Memang di sejumlah negara lain, kendali mutu pendidikan nasional sangat bergantung pada kemandirian dan profesionalisme badan standardisasi atau lembaga pengujiannya, ini berbeda dengan keberadaan BSNP di Indonesia.   Lembaga semacam ini di Malaysia bernama Lembaga Peperiksaan Malaysia (Malaysian Examinations Syndicate/MES), di Inggris disebut Cambridge Local Examinations Syndicate atau Oxford Delegacy of Local Examinations, di Hongkong disebut Hong Kong Examinations and Assessment Authority, di Selandia Baru bernama New Zealand Qualifications Authority.
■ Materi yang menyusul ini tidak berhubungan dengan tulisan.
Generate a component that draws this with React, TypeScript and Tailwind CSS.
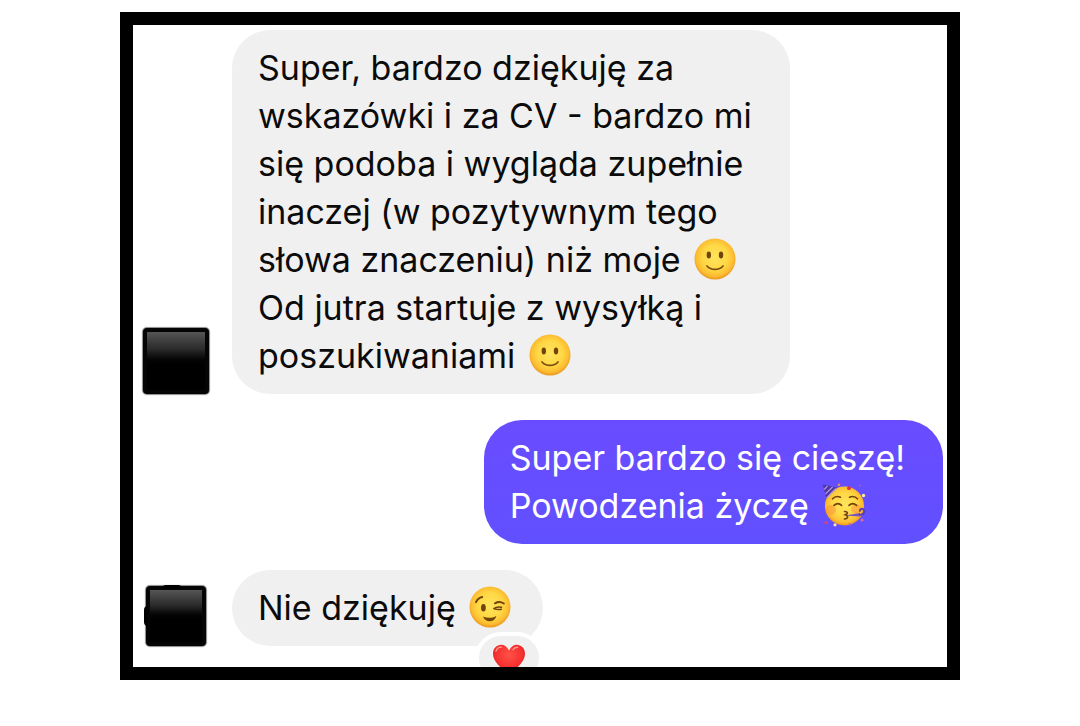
import type { ReactNode } from "react";
import { clsx } from "clsx";

function FaceGradient({ id }: { id: string }) {
  return (
    <defs>
      <radialGradient id={id} cx="50%" cy="46%" r="56%">
        <stop offset="0%" stopColor="#ffe45c" />
        <stop offset="55%" stopColor="#ffd745" />
        <stop offset="82%" stopColor="#fcbc30" />
        <stop offset="100%" stopColor="#e68a18" />
      </radialGradient>
    </defs>
  );
}

function SmileEmoji() {
  return (
    <svg
      viewBox="0 0 42 42"
      role="img"
      aria-label="Uśmiech"
      className="inline-block h-[42px] w-[42px] ml-1 -mt-2 align-middle"
    >
      <FaceGradient id="smile-face" />
      <circle cx="21" cy="21" r="20.5" fill="url(#smile-face)" />
      <ellipse cx="14.8" cy="17" rx="2.2" ry="3.4" fill="#70430b" />
      <ellipse cx="27" cy="17" rx="2.2" ry="3.4" fill="#70430b" />
      <path
        d="M13 28c4 4.600 12 4.600 16 0"
        fill="none"
        stroke="#7d4b0d"
        strokeWidth="1.7"
        strokeLinecap="round"
      />
    </svg>
  );
}

function WinkEmoji() {
  return (
    <svg
      viewBox="0 0 42 42"
      role="img"
      aria-label="Oczko"
      className="inline-block h-[42px] w-[42px] ml-1 -mt-2 align-middle"
    >
      <FaceGradient id="wink-face" />
      <circle cx="21" cy="21" r="20.5" fill="url(#wink-face)" />
      <ellipse cx="14.4" cy="21.8" rx="2.4" ry="3.8" fill="#70430b" />
      <g fill="none" stroke="#70430b" strokeLinecap="round" strokeLinejoin="round">
        <path d="M7 16.2c1.4-3 3.6-4.7 6.2-5.2" strokeWidth="2" />
        <path d="M26 17.3c3-1.7 6-1.6 8.8.2" strokeWidth="2" />
        <path d="M32.6 21.2c-3-.6-5.6-.3-7.8 1.4 2.6 1 5.2 1.2 7.6.6" strokeWidth="1.5" />
      </g>
      <path
        d="M14 30.500c4.200 1.800 9.200 1.800 13.400-.6-1 3.600-3.600 5.400-6.600 5.400-3.200 0-5.800-1.800-6.800-4.800z"
        fill="#70430b"
      />
    </svg>
  );
}

function PartyEmoji() {
  return (
    <svg
      viewBox="0 0 44 44"
      role="img"
      aria-label="Impreza"
      className="inline-block h-11 w-11 ml-1 -mt-2 align-middle"
    >
      <FaceGradient id="party-face" />
      <circle cx="22.5" cy="23" r="19.6" fill="url(#party-face)" />
      <circle cx="9" cy="27" r="5" fill="#fb8a3c" opacity=".45" />
      <circle cx="34" cy="26" r="5" fill="#fb8a3c" opacity=".45" />
      {/* hat */}
      <path d="M.8 1.4 4.5 16C7 11 10.500 7.500 15.500 4.800z" fill="#4f379f" />
      <path d="M2.200 6.500 5.500 3M3.400 11l7.200-7M4.600 15 14 5.500" stroke="#a995e6" strokeWidth="1.2" />
      {/* brows and closed eyes */}
      <g fill="none" stroke="#70430b" strokeWidth="1.6" strokeLinecap="round">
        <path d="M10.5 15.8c2-2.2 5-2.8 8-1.6" />
        <path d="M27.5 14.2c3-1.2 6-.6 8 1.6" />
        <path d="M12 22.4c2.4-2.2 5.4-2.2 7.6 0" />
        <path d="M27 22.4c2.2-2.2 5.2-2.2 7.6 0" />
        <path d="M22.5 28.5c3-.2 4.2 1.8.8 3.3 3.4 1 3 3.8-.9 4.2" />
      </g>
      {/* blower */}
      <path d="m26 32 12-2v3.400l-12-.6z" fill="#7a55c4" />
      <path
        d="M37 31.5c5 1 6.500-3 4.200-5.200-1.800-1.400-4 .6-2.700 2.200"
        fill="none"
        stroke="#5b3fae"
        strokeWidth="2"
      />
      {/* confetti */}
      <circle cx="27" cy="5.2" r="1.9" fill="#e0323c" />
      <circle cx="17" cy="1.8" r="1.3" fill="#f08a5a" />
      <circle cx="38" cy="2.5" r="1.1" fill="#9c5bd0" />
      <circle cx="41.5" cy="12.5" r="1.7" fill="#ffe9a0" />
      <circle cx="4" cy="39.5" r="1.6" fill="#e0416c" />
      <circle cx="13" cy="41.8" r="1.6" fill="#ffe0b0" />
      <circle cx="40" cy="37" r="1.5" fill="#e56a8c" />
      <circle cx="28" cy="41.5" r="1.2" fill="#a06ad6" />
    </svg>
  );
}

function HeartIcon() {
  return (
    <svg viewBox="0 0 34 31" role="img" aria-label="Serce" className="h-[31px] w-[34px]">
      <defs>
        <radialGradient id="heart-fill" cx="50%" cy="35%" r="65%">
          <stop offset="0%" stopColor="#ff5148" />
          <stop offset="65%" stopColor="#f5302f" />
          <stop offset="100%" stopColor="#c91c22" />
        </radialGradient>
      </defs>
      <path
        d="M17 6.5C15.2 2.6 12.4.8 9.3.8 4.7.8 1 4.4 1 9.600 1 18 9.500 24.500 17 30c7.500-5.500 16-12 16-20.400C33 4.400 29.300.8 24.700.8c-3.100 0-5.900 1.800-7.700 5.700z"
        fill="url(#heart-fill)"
      />
      <path
        d="M4 7c1-2.700 3.200-4 5.600-3.900M21 5.600c1.200-1.700 2.800-2.500 4.600-2.400"
        fill="none"
        stroke="#ff9a90"
        strokeWidth="1.4"
        strokeLinecap="round"
      />
    </svg>
  );
}

function Avatar({ small = false }: { small?: boolean }) {
  return (
    <div className="flex w-[99px] shrink-0 justify-center pr-[14px]">
      <div
        className={clsx(
          "relative rounded-sm bg-[#050505] p-1 shadow-[0_0_1px_1px_#8a8a8a]",
          small ? "size-[60px]" : "size-[66px]"
        )}
      >
        {small && (
          <>
            <span className="absolute -left-[2px] top-5 h-5 w-1 rounded-l-full bg-black" />
            <span className="absolute -top-px left-4 h-1 w-5 rounded-t-full bg-black" />
          </>
        )}
        <div className="relative h-full bg-linear-to-b from-[#565656] via-[#2a2a2a] via-30% to-black to-60%" />
      </div>
    </div>
  );
}

type BubbleProps = { own?: boolean; short?: boolean; children: ReactNode };

function Bubble({ own = false, short = false, children }: BubbleProps) {
  return (
    <div
      className={clsx(
        "relative rounded-[38px] py-[14px] pl-[26px]",
        short ? "pr-8" : "pr-[38px]",
        own ? "bg-linear-to-b from-[#694cff] to-[#6150ff] text-white" : "bg-[#f0f0f0] text-[#0b0b0b]"
      )}
    >
      {children}
    </div>
  );
}

export default function App() {
  return (
    <main className="min-h-screen bg-white px-4 pt-3 font-['Inter',sans-serif] text-[34px] leading-[48px]">
      <section className="mx-auto flex max-w-[840px] flex-col gap-[26px] overflow-hidden border-[13px] border-black bg-white pt-[5px] pb-[21px]">
        <div className="flex items-end">
          <Avatar />
          <Bubble>
            <p className="whitespace-nowrap">
              Super, bardzo dziękuję za
              <br />
              wskazówki i za CV - bardzo mi
              <br />
              się podoba i wygląda zupełnie
              <br />
              inaczej (w pozytywnym tego
              <br />
              słowa znaczeniu) niż moje <SmileEmoji />
              <br />
              Od jutra startuje z wysyłką i
              <br />
              poszukiwaniami <SmileEmoji />
            </p>
          </Bubble>
        </div>

        <div className="flex justify-end pr-1">
          <Bubble own>
            <p className="whitespace-nowrap">
              Super bardzo się cieszę!
              <br />
              Powodzenia życzę <PartyEmoji />
            </p>
          </Bubble>
        </div>

        <div className="flex items-end">
          <Avatar small />
          <Bubble short>
            <p className="whitespace-nowrap">
              Nie dziękuję <WinkEmoji />
            </p>
            <div className="absolute right-0 -bottom-[38px] flex h-[52px] w-[68px] justify-center rounded-[26px] border-4 border-white bg-[#f0f0f0] pt-2">
              <HeartIcon />
            </div>
          </Bubble>
        </div>
      </section>
    </main>
  );
}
Pengamat pendidikan Mudji Sutrisno juga menilai, UN menjadi tembok besar yang menghalangi anak untuk mampu berpikir logis, tidak hafalan, dan kritis bertanya. ”Dengan bentuk UN yang sekarang, hilang semua itu. Kini sejumlah pihak mendesak pemerintah agar mengembalikan UN sebagai pemetaan pendidikan, bukan seperti saat ini, yakni sebagai penentu kelulusan.